Absolutamente de acuerdo y esa mirada distinta que tenemos conforme nos hacemos también distintos es fascinante, ahora bien hay películas que resistirian mil años, véase por poner un sencillo ejemplo, El fantasma y la señora Muir. Además mi tampoco me gustó nunca La naranja, pues su truco o trampa intelectual es bastarda, al jugar con nosotros al someternos al comienzo a una visión ultravioleta a modo de choque, y después proponer desde la crítica lo opuesto desde el Estado, como mecanismo tramposo y forzado. Su concepto visual ha quedado anticuado, si bien algunos elementos tecnicos supusieron innovación y han sido mil veces repetidos.

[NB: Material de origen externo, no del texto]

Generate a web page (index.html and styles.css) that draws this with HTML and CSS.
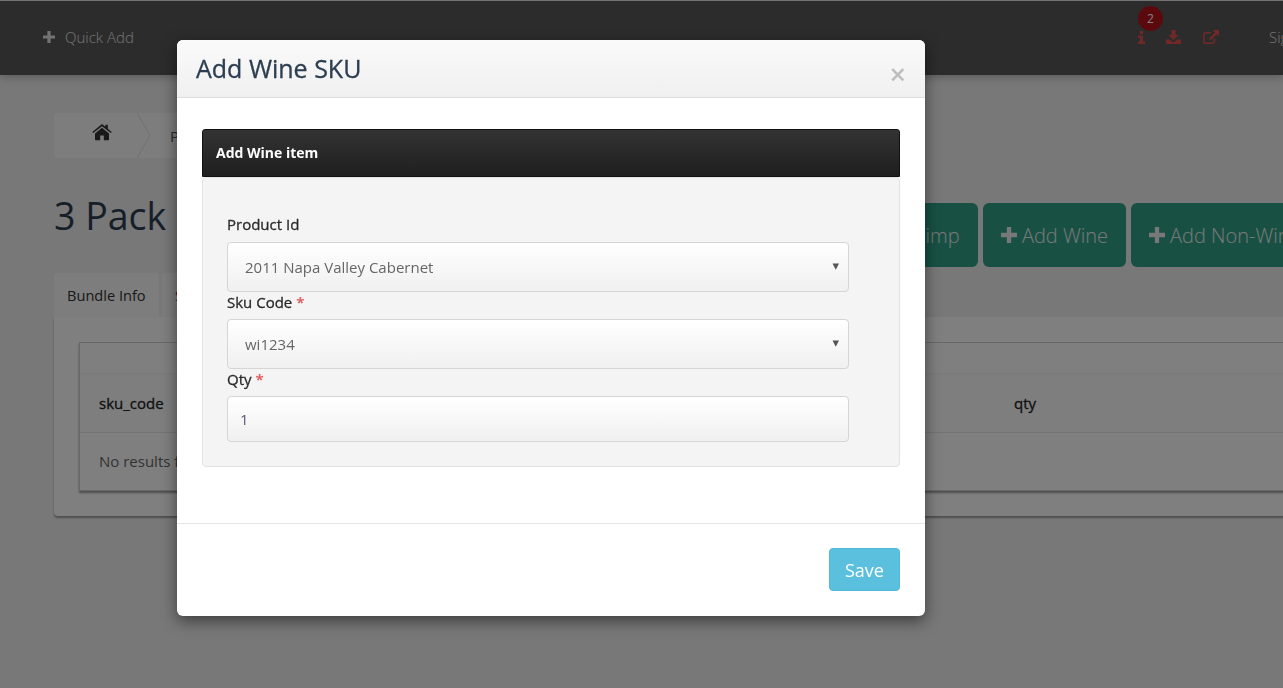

Me resisto siempre a cerrar tus hilos, porque acabas incluyendo nuevos temas. Citas «El fantasma y la señora Muir», y tocas una tecla muy sensible. No sé si la has encontrado ya, pero ahí va un enlace a uno de mis comentarios favoritos:
https://lamanodelextranjero.wordpress.com/2013/11/24/el-fantasma-y-la-senora-muir-o-la-soledad-de-unas-alfombras-limpias/
No, no he llegado a leer la crónica ni sabía que la hubiera en el blog. Esta tarde la leeré con detenimiento y espero que sea también para ti una película especial. Cuídate.